Extracted records
**********

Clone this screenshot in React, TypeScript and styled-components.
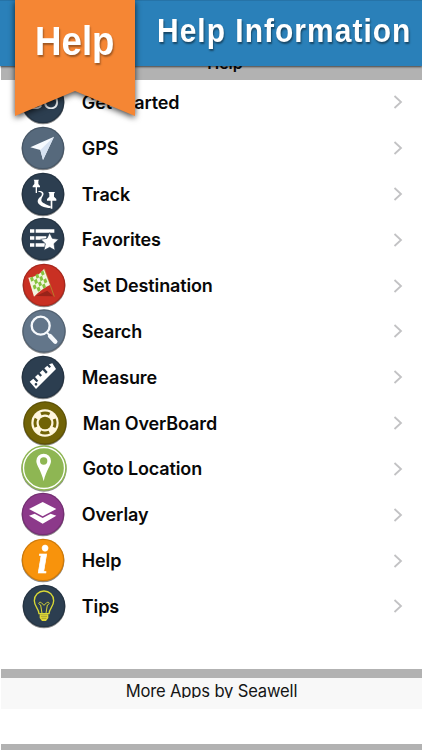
import React from "react";
import styled, { createGlobalStyle } from "styled-components";

const GlobalStyle = createGlobalStyle`
  body { margin: 0; background: #fff; }
`;

const Screen = styled.main`
  position: relative;
  width: 422px;
  height: 750px;
  overflow: hidden;
  background: #fff;
  color: #080808;
  font-family: Inter, sans-serif;
  display: flex;
  flex-direction: column;
`;

const Banner = styled.header`
  position: relative;
  z-index: 1;
  flex: none;
  height: 66px;
  box-sizing: border-box;
  padding: 11px 0 0 157px;
  background: #2a80b9;
  border-top: 1px solid #2673a7;
  box-shadow: 0 1px 2px rgba(0, 0, 0, 0.65);
`;

const BannerTitle = styled.h1`
  margin: 0;
  width: max-content;
  font: bold 33.5px/38px "Liberation Sans", Arial, sans-serif;
  letter-spacing: 1.15px;
  color: #fff;
  text-shadow: 1px 2px 2px rgba(0, 0, 0, 0.45);
  transform: scaleX(0.894);
  transform-origin: left;
  white-space: nowrap;
`;

const Ribbon = styled.div`
  position: absolute;
  z-index: 2;
  left: 15px;
  top: 0;
  width: 120px;
  height: 116px;
  filter: drop-shadow(0 2px 3px rgba(0, 0, 0, 0.75));
`;

const RibbonShape = styled.div`
  height: 100%;
  background: #f58634;
  clip-path: polygon(0 0, 100% 0, 100% 100%, 50% 78.5%, 0 100%);
`;

const RibbonText = styled.span`
  position: absolute;
  left: 19.5px;
  top: 18px;
  font: bold 41px/46px "Liberation Sans", Arial, sans-serif;
  color: #fff;
  text-shadow: 1px 2px 2px rgba(0, 0, 0, 0.35);
  transform: scaleX(0.895);
  transform-origin: left;
`;

const Strip = styled.div<{ $h: number }>`
  flex: none;
  height: ${(p) => p.$h}px;
  margin-left: 1px;
  background: #b2b2b2;
`;

const StripTitle = styled.div`
  height: 13px;
  display: flex;
  align-items: flex-end;
  justify-content: center;
  padding-left: 27px;
  margin-top: -9px;
  font-weight: 600;
  font-size: 16px;
  line-height: 13px;
`;

const List = styled.ul`
  list-style: none;
  margin: 0;
  padding: 0;
  flex: none;
  height: 589.5px;
`;

const Row = styled.li<{ $shift: number }>`
  height: 45.82px;
  display: flex;
  align-items: center;
  padding: 0 19px 0 ${(p) => 19.3 + p.$shift}px;
`;

const RowIcon = styled.svg`
  width: 48px;
  height: 48px;
  flex: none;
  overflow: visible;
  margin-top: -1px;
  filter: drop-shadow(0 1px 0.7px rgba(0, 0, 0, 0.45));
`;

const RowLabel = styled.span<{ $nudge: number }>`
  flex: 1;
  padding-left: ${(p) => 14.5 - p.$nudge}px;
  font-size: 18px;
  font-weight: 600;
  letter-spacing: -0.13px;
  white-space: nowrap;
`;

const Chevron = styled.svg`
  width: 10px;
  height: 14px;
  flex: none;
`;

const MoreApps = styled.footer`
  flex: none;
  height: 31.5px;
  margin-left: 1px;
  background: #f8f8f8;
  text-align: center;
`;

const MoreText = styled.div`
  height: 20.5px;
  overflow: hidden;
  font-size: 16.6px;
  letter-spacing: -0.18px;
  line-height: 27px;
  color: #151515;
`;

const Gap = styled.div`
  flex: none;
  height: 34.5px;
`;

type Item = { label: string; fill: string; shift?: number; r?: number; art: React.ReactNode };

const flagTiles: [number, number][] = [
  [0, 0], [2, 0], [4, 0], [1, 1], [3, 1], [0, 2], [2, 2], [4, 2], [1, 3], [3, 3],
];

const items: Item[] = [
  {
    label: "Get Started",
    fill: "#2c3e50",
    art: <text x="0" y="20" textAnchor="middle" fontFamily="Liberation Sans, sans-serif" fontSize="62" fill="#eef1f4">GO</text>,
  },
  {
    label: "GPS",
    fill: "#56697c",
    art: (
      <>
        <path d="M33-34-38-2-8 6 0 36Z" fill="#f7fbff" />
        <path d="M33-34-8 6 0 36Z" fill="#d7e3f2" />
      </>
    ),
  },
  {
    label: "Track",
    fill: "#2c3e50",
    art: (
      <>
        <path d="M-28-43h16l-2 4v9l5 6v4h-9v17h-4v-17h-9v-4l5-6v-9Z" fill="#fff" />
        <path d="M-14-7C-4-6 0-1-6 7-19 17-20 28-5 36 5 41 13 42 23 42V36C10 33 7 29 0 26-8 21-5 13 0 5 5-4-2-10-14-9Z" fill="#fff" />
        <path d="M16-6h20l-3 5v9l7 7v5H28v24h-5V20H12v-5l7-7v-9Z" fill="#fff" />
      </>
    ),
  },
  {
    label: "Favorites",
    fill: "#2c3e50",
    art: (
      <>
        <path d="M-39-29h13v10h-13ZM-22-29h56v10h-56ZM-39-8h13V2h-13ZM-22-8h32V2h-32ZM-39 13h13v10h-13ZM-22 13H6v10h-28Z" fill="#fff" />
        <path d="m20-19 8 17 19 3-14 13 3 20-16-9-17 9 4-20L-7 1l19-3Z" fill="#fff" stroke="#2c3e50" strokeWidth="2" />
      </>
    ),
  },
  {
    label: "Set Destination",
    fill: "#c93023",
    shift: 1,
    art: (
      <>
        <path d="M-25 33 10 17 28 34Z" fill="#982319" />
        <path d="M1-49 31 35" stroke="#b77e2b" strokeWidth="3" />
        <path d="M-47-22Q-20-22 0-48L18 0Q-2 8-30 35Z" fill="#f3f5df" />
        <g transform="matrix(8 -4.5 4 11.5 -42 -21)" fill="#86c23e">
          {flagTiles.map(([x, y]) => (
            <rect key={`${x}-${y}`} x={x} y={y} width="1" height="1" />
          ))}
        </g>
      </>
    ),
  },
  {
    label: "Search",
    fill: "#63768a",
    shift: 0.4,
    r: 65,
    art: (
      <>
        <circle cx="-10" cy="-16" r="27" fill="none" stroke="#f6f9fc" strokeWidth="7" />
        <path d="m9 5 7 7" stroke="#f6f9fc" strokeWidth="6" />
        <path d="m18 15 16 17" stroke="#f6f9fc" strokeWidth="13" strokeLinecap="round" />
      </>
    ),
  },
  {
    label: "Measure",
    fill: "#2c3e50",
    art: (
      <path
        fillRule="evenodd"
        d="m-40 14 11-9 10 11 5-5-10-11 9-8 7 7 5-4-7-8 9-8 10 11 5-5L4-26l9-8 6 7 5-4-6-7 10-3L39-24-21 36ZM-25 22a4 4 0 1 0 8 0 4 4 0 1 0-8 0Z"
        fill="#fff"
      />
    ),
  },
  {
    label: "Man OverBoard",
    fill: "#716307",
    shift: 1.3,
    r: 65,
    art: (
      <>
        <circle r="41" fill="#fff7df" />
        <circle r="30" fill="none" stroke="#716307" strokeWidth="9" strokeDasharray="27 20.12" strokeDashoffset="13.5" />
        <circle r="19" fill="#716307" />
      </>
    ),
  },
  {
    label: "Goto Location",
    fill: "#8eb653",
    shift: 1,
    r: 68,
    art: (
      <>
        <circle r="61.5" fill="none" stroke="#fff" strokeWidth="4" />
        <path fillRule="evenodd" d="M-1-43a22 22 0 0 0-22 22C-23-7-9 5-1 40 7 5 21-7 21-21A22 22 0 0 0-1-43Zm0 11a11 11 0 1 1 0 22 11 11 0 1 1 0-22Z" fill="#fff" />
      </>
    ),
  },
  {
    label: "Overlay",
    fill: "#8c398a",
    art: (
      <>
        <path d="M-42 5-25-1-1 12 23-1 40 5-1 29Z" fill="#fff" />
        <path d="M-1-36 40-15-1 7-42-15Z" fill="#fff" />
      </>
    ),
  },
  {
    label: "Help",
    fill: "#f8930c",
    art: (
      <text x="-1" y="38" textAnchor="middle" fontFamily="Liberation Serif, serif" fontStyle="italic" fontWeight="bold" fontSize="118" fill="#fff" stroke="#fff" strokeWidth="2">i</text>
    ),
  },
  {
    label: "Tips",
    fill: "#2c3e50",
    shift: 0.5,
    art: (
      <>
        <path d="M-15 23C-15 8-29 2-29-16a29 29 0 0 1 58 0C29 2 15 8 15 23Z" fill="none" stroke="#d9d936" strokeWidth="4" />
        <path d="M-6 22-10-3C-20-6-15-14-8-10l8 8 8-8C15-14 20-6 10-3L6 22" fill="none" stroke="#d9d936" strokeWidth="3" />
        <path d="M-13 25h26v11L6 45H-6l-7-9Z" fill="#e1d735" />
        <path d="M-9 31H9M-7 37H7" stroke="#8e8b35" strokeWidth="2" />
      </>
    ),
  },
];

export default function App() {
  return (
    <>
      <GlobalStyle />
      <Screen>
        <Banner>
          <BannerTitle>Help Information</BannerTitle>
        </Banner>
        <Ribbon>
          <RibbonShape />
          <RibbonText>Help</RibbonText>
        </Ribbon>
        <Strip $h={13.5}>
          <StripTitle>Help</StripTitle>
        </Strip>
        <List>
          {items.map(({ label, fill, shift = 0, r = 64, art }) => (
            <Row key={label} $shift={shift}>
              <RowIcon viewBox="-72 -72 144 144" aria-hidden="true">
                <circle r={r} fill={fill} />
                {r < 68 && <circle r={r - 2} fill="none" stroke="#000" strokeOpacity="0.17" strokeWidth="4" />}
                {art}
              </RowIcon>
              <RowLabel $nudge={shift > 0.5 ? 0.3 : shift}>{label}</RowLabel>
              <Chevron viewBox="0 0 10 14" aria-hidden="true">
                <path d="m1.5 1 6.5 6-6.5 6" fill="none" stroke="#c2c2c4" strokeWidth="1.8" />
              </Chevron>
            </Row>
          ))}
        </List>
        <Strip $h={8.5} />
        <MoreApps>
          <MoreText>More Apps by Seawell</MoreText>
        </MoreApps>
        <Gap />
        <Strip $h={8} />
      </Screen>
    </>
  );
}
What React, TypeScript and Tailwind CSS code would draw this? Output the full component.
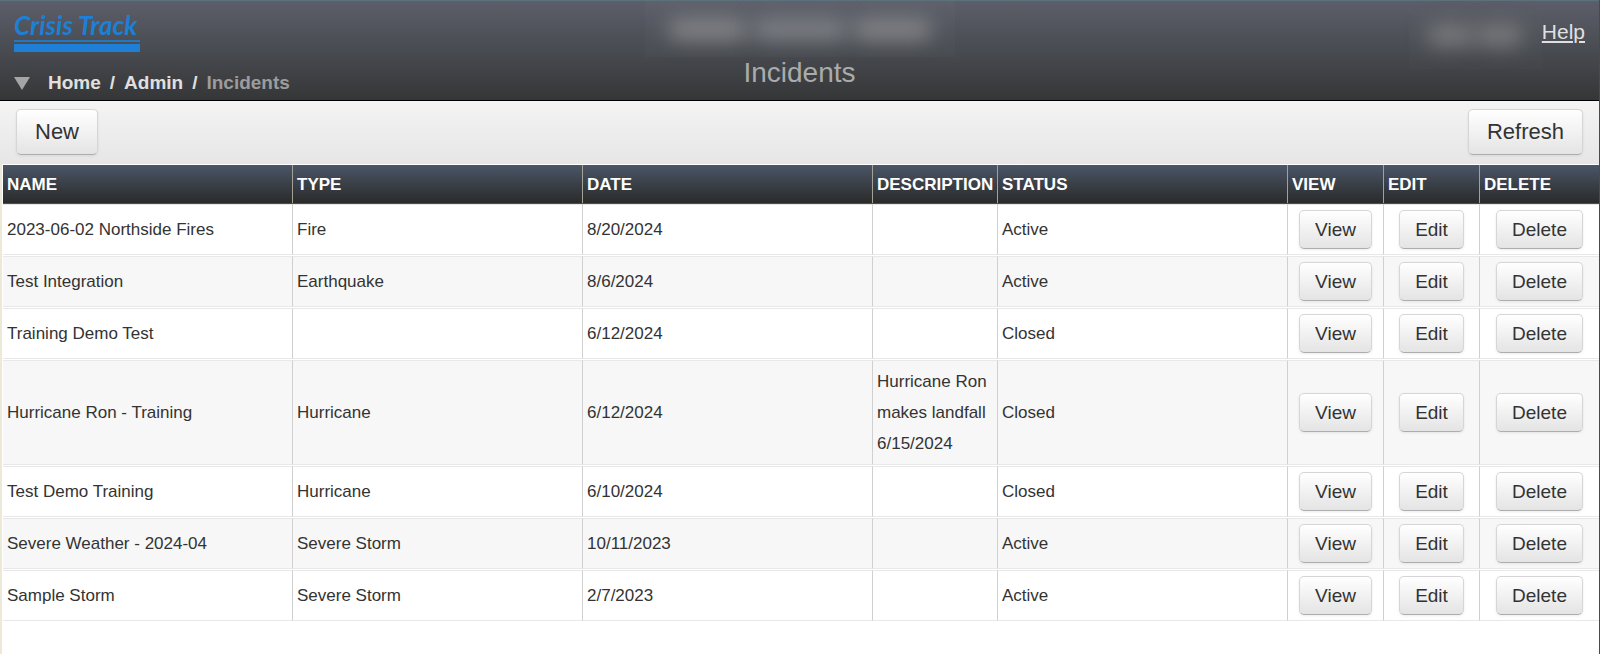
const incidents = [
    { name: '2023-06-02 Northside Fires', type: 'Fire', date: '8/20/2024', description: '', status: 'Active' },
    { name: 'Test Integration', type: 'Earthquake', date: '8/6/2024', description: '', status: 'Active' },
    { name: 'Training Demo Test', type: '', date: '6/12/2024', description: '', status: 'Closed' },
    { name: 'Hurricane Ron - Training', type: 'Hurricane', date: '6/12/2024', description: 'Hurricane Ron makes landfall 6/15/2024', status: 'Closed' },
    { name: 'Test Demo Training', type: 'Hurricane', date: '6/10/2024', description: '', status: 'Closed' },
    { name: 'Severe Weather - 2024-04', type: 'Severe Storm', date: '10/11/2023', description: '', status: 'Active' },
    { name: 'Sample Storm', type: 'Severe Storm', date: '2/7/2023', description: '', status: 'Active' },
]

const columns = [
    { label: 'NAME', width: '' },
    { label: 'TYPE', width: '' },
    { label: 'DATE', width: '' },
    { label: 'DESCRIPTION', width: 'w-[125px]' },
    { label: 'STATUS', width: '' },
    { label: 'VIEW', width: 'w-24' },
    { label: 'EDIT', width: 'w-24' },
    { label: 'DELETE', width: 'w-[119px]' },
]

const buttonLook = 'rounded-[5px] border border-[#d6d6d6] border-b-[#adadad] bg-linear-to-b from-white to-[#e4e4e4] text-[#333] shadow-[0_1px_3px_rgba(0,0,0,0.08)]'

function ToolbarButton({ label }: { label: string }) {
    return (
        <button type="button" className={`${buttonLook} h-[46px] px-[18px] pb-0.5 text-[22px]`}>
            {label}
        </button>
    )
}

function RowButton({ label }: { label: string }) {
    return (
        <button type="button" className={`${buttonLook} block mx-auto h-[39px] px-[15px] text-[19px]`}>
            {label}
        </button>
    )
}

function Logo() {
    return (
        <div className="w-[126px] text-[#1d7fd6]">
            <div className="h-[29px] whitespace-nowrap font-['Lato'] text-[26px] leading-7 font-bold italic">Crisis Track</div>
            <div className="h-0.5 bg-[#1d7fd6]/80" />
            <div className="mt-0.5 h-2 bg-[#1d7fd6]" />
        </div>
    )
}

function Header() {
    return (
        <header className="grid h-[101px] grid-cols-[1fr_auto_1fr] border-t border-t-[#5c717b] border-b border-b-black bg-linear-to-b from-[#5c5f69] via-[#484b51] to-[#353637] px-[14px]">
            <div className="flex flex-col justify-between pt-[10px] pb-[5px]">
                <Logo />
                <nav aria-label="Breadcrumb" className="flex items-center text-[19px] leading-6 font-bold text-[#e0e0e0]">
                    <svg viewBox="0 0 16 13" className="mr-[18px] h-[13px] w-4 fill-[#a5a5a5]" aria-hidden="true">
                        <path d="M0 0H16L8 13Z" />
                    </svg>
                    <a href="#home">Home</a>
                    <span className="mx-[9px]">/</span>
                    <a href="#admin">Admin</a>
                    <span className="mx-[9px]">/</span>
                    <span className="text-[#9c9c9c]">Incidents</span>
                </nav>
            </div>

            <div className="flex flex-col items-center">
                {/* Masked account name */}
                <div className="flex h-14 w-[310px] items-center justify-center gap-1 bg-white/2" aria-hidden="true">
                    <div className="h-5 w-20 rounded-full bg-[#85868a] blur-[10px]" />
                    <div className="h-5 w-24 rounded-full bg-[#808287] blur-[10px]" />
                    <div className="h-5 w-20 rounded-full bg-[#85868a] blur-[10px]" />
                </div>
                <h1 className="text-[28px] leading-8 text-[#ababab]">Incidents</h1>
            </div>

            <div className="flex items-start justify-end pt-2">
                {/* Masked user name */}
                <div className="flex h-[60px] w-[133px] items-start justify-center bg-white/1 pt-4" aria-hidden="true">
                    <div className="h-5 w-12 rounded-full bg-[#7b7c7e] blur-[10px]" />
                    <div className="h-5 w-12 rounded-full bg-[#7b7c7e] blur-[10px]" />
                </div>
                <a href="#help" className="mt-[11px] text-[21px] leading-6 text-[#e0e0e0] underline">Help</a>
            </div>
        </header>
    )
}

export default function App() {
    return (
        <div className="min-h-screen border-r border-r-[#4a4a4a] bg-white font-['Liberation_Sans',Arial,sans-serif] text-[#333]">
            <Header />

            <div className="flex h-[63px] items-start justify-between bg-linear-to-b from-[#f4f4f4] to-[#e6e6e6] px-4 pt-2">
                <ToolbarButton label="New" />
                <ToolbarButton label="Refresh" />
            </div>

            <main className="min-h-[calc(100vh-164px)] border-l-2 border-l-[#ece9d8] pl-px">
                <table className="w-full table-fixed border-separate border-spacing-x-0 border-spacing-y-px text-[17px] leading-[31px]">
                    <thead>
                        <tr className="bg-linear-to-b from-[#4b5667] to-[#2a2b2a] text-left text-white">
                            {columns.map((column) => (
                                <th
                                    key={column.label}
                                    scope="col"
                                    className={`${column.width} h-[38px] border-r border-r-[#a3a196] pl-1 font-bold shadow-[0_1px_0_#4a4c4d] last:border-r-0`}
                                >
                                    {column.label}
                                </th>
                            ))}
                        </tr>
                    </thead>
                    <tbody className="[&_td]:border-y [&_td]:border-y-[#e8e8e8] [&_td]:border-r [&_td]:border-r-[#d0d0d0] [&_td]:px-1 [&_td]:py-[5px] [&_td:last-child]:border-r-0">
                        {incidents.map((incident) => (
                            <tr key={incident.name} className="even:bg-[#f7f7f7]">
                                <td>{incident.name}</td>
                                <td>{incident.type}</td>
                                <td>{incident.date}</td>
                                <td>{incident.description}</td>
                                <td>{incident.status}</td>
                                <td><RowButton label="View" /></td>
                                <td><RowButton label="Edit" /></td>
                                <td><RowButton label="Delete" /></td>
                            </tr>
                        ))}
                    </tbody>
                </table>
            </main>
        </div>
    )
}
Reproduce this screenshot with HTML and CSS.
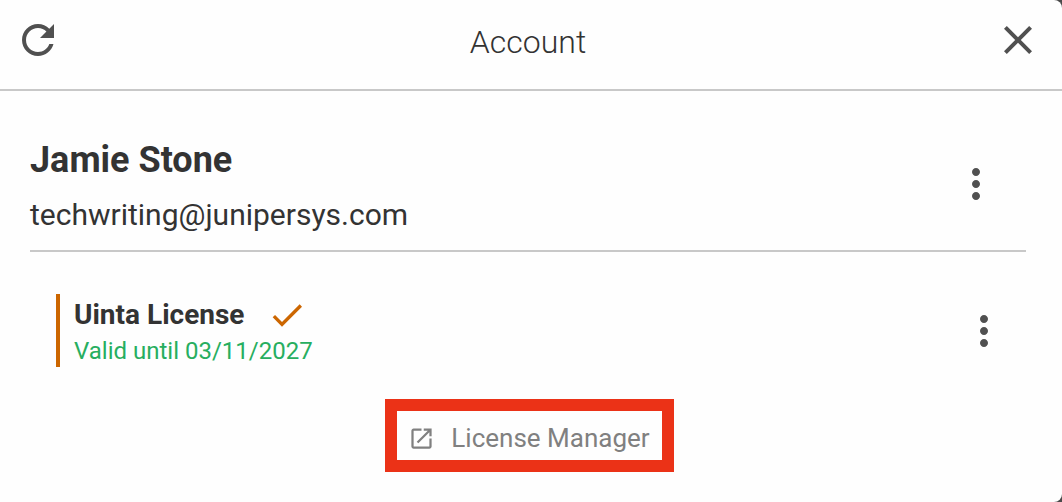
FILE: index.html
```html
<!DOCTYPE html>
<html lang="en">
<head>
  <meta charset="UTF-8">
  <meta name="viewport" content="width=device-width, initial-scale=1.0">
  <title>Account</title>
  <link rel="stylesheet" href="styles.css">
</head>
<body>
  <div class="panel">
    <header class="top-bar">
      <button class="icon-btn" type="button" aria-label="Refresh">
        <svg viewBox="0 0 24 24"><path d="M17.65 6.35C16.2 4.9 14.21 4 12 4c-4.42 0-7.99 3.58-7.99 8s3.57 8 7.99 8c3.73 0 6.84-2.55 7.73-6h-2.08c-.82 2.33-3.04 4-5.65 4-3.31 0-6-2.69-6-6s2.69-6 6-6c1.66 0 3.14.69 4.22 1.78L13 11h7V4l-2.35 2.35z"/></svg>
      </button>
      <h1 class="title">Account</h1>
      <button class="icon-btn" type="button" aria-label="Close">
        <svg viewBox="0 0 24 24"><path d="M19 6.41L17.59 5 12 10.59 6.41 5 5 6.41 10.59 12 5 17.59 6.41 19 12 13.41 17.59 19 19 17.59 13.41 12z"/></svg>
      </button>
    </header>
    <main class="content">
      <section class="user">
        <div class="user-info">
          <h2 class="user-name">Jamie Stone</h2>
          <p class="user-email">techwriting@junipersys.com</p>
        </div>
        <button class="icon-btn" type="button" aria-label="User options">
          <svg viewBox="0 0 24 24"><path d="M12 8c1.1 0 2-.9 2-2s-.9-2-2-2-2 .9-2 2 .9 2 2 2zm0 2c-1.1 0-2 .9-2 2s.9 2 2 2 2-.9 2-2-.9-2-2-2zm0 6c-1.1 0-2 .9-2 2s.9 2 2 2 2-.9 2-2-.9-2-2-2z"/></svg>
        </button>
      </section>
      <section class="license">
        <div class="license-info">
          <div class="license-head">
            <h3 class="license-name">Uinta License</h3>
            <svg class="check" viewBox="0 0 24 24" role="img" aria-label="Active"><path d="M9 16.17L4.83 12l-1.42 1.41L9 19 21 7l-1.41-1.41z"/></svg>
          </div>
          <p class="license-valid">Valid until 03/11/2027</p>
        </div>
        <button class="icon-btn" type="button" aria-label="License options">
          <svg viewBox="0 0 24 24"><path d="M12 8c1.1 0 2-.9 2-2s-.9-2-2-2-2 .9-2 2 .9 2 2 2zm0 2c-1.1 0-2 .9-2 2s.9 2 2 2 2-.9 2-2-.9-2-2-2zm0 6c-1.1 0-2 .9-2 2s.9 2 2 2 2-.9 2-2-.9-2-2-2z"/></svg>
        </button>
      </section>
      <div class="manager-row">
        <a class="manager-link" href="#">
          <svg class="open-icon" viewBox="0 0 24 24"><path d="M19 19H5V5h7V3H5c-1.11 0-2 .9-2 2v14c0 1.1.89 2 2 2h14c1.1 0 2-.9 2-2v-7h-2v7zM14 3v2h3.59l-9.83 9.83 1.41 1.41L19 6.41V10h2V3h-7z"/></svg>
          <span>License Manager</span>
        </a>
      </div>
    </main>
  </div>
</body>
</html>
```

FILE: styles.css
```css
* { margin: 0; padding: 0; box-sizing: border-box; }
body {
  font-family: Roboto, Arial, sans-serif;
  background-color: #4a4a4a;
  color: #333;
}
svg { display: block; fill: currentColor; }
.panel {
  min-height: 100vh;
  background-color: #fefefe;
  border-radius: 0 8px 8px 0;
}
.top-bar {
  display: flex;
  align-items: center;
  justify-content: space-between;
  padding: 16px 20px 25px 14px;
  border-bottom: 2px solid #c8c8c8;
}
.title {
  font-size: 32px;
  line-height: 48px;
  font-weight: 300;
  padding-top: 2px;
  margin-bottom: -2px;
}
.icon-btn {
  flex: none;
  width: 48px;
  height: 48px;
  background: none;
  border: none;
  color: #505050;
  cursor: pointer;
}
.content { padding: 45px 36px 30px 30px; }
.user {
  display: flex;
  align-items: center;
  justify-content: space-between;
  padding: 0 26px 18px 0;
  border-bottom: 2px solid #c8c8c8;
}
.user-name {
  font-size: 36px;
  line-height: 48px;
  font-weight: 700;
}
.user-email {
  font-size: 30px;
  line-height: 34px;
  margin-top: 14px;
}
.license {
  display: flex;
  align-items: center;
  justify-content: space-between;
  margin-top: 42px;
  padding: 0 18px 0 26px;
}
.license-info {
  border-left: 4px solid #cc6600;
  padding-left: 14px;
}
.license-head {
  display: flex;
  align-items: center;
  gap: 23px;
}
.license-name {
  font-size: 28px;
  line-height: 42px;
  font-weight: 700;
}
.check { width: 40px; height: 40px; color: #cc6600; }
.license-valid {
  font-size: 24px;
  line-height: 31px;
  color: #27ae60;
}
.manager-row {
  display: flex;
  justify-content: center;
  margin-top: 32px;
  padding-left: 3px;
}
.manager-link {
  display: flex;
  align-items: center;
  gap: 16px;
  padding: 10px 12px 5px 11px;
  border: 12px solid #eb3217;
  font-size: 26px;
  line-height: 34px;
  color: #808080;
  text-decoration: none;
}
.open-icon { width: 27px; height: 27px; }
```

**********

Stated goal - Report how many lines in the listing above include the word "screenshot". Give nothing but the number.

Final result - 2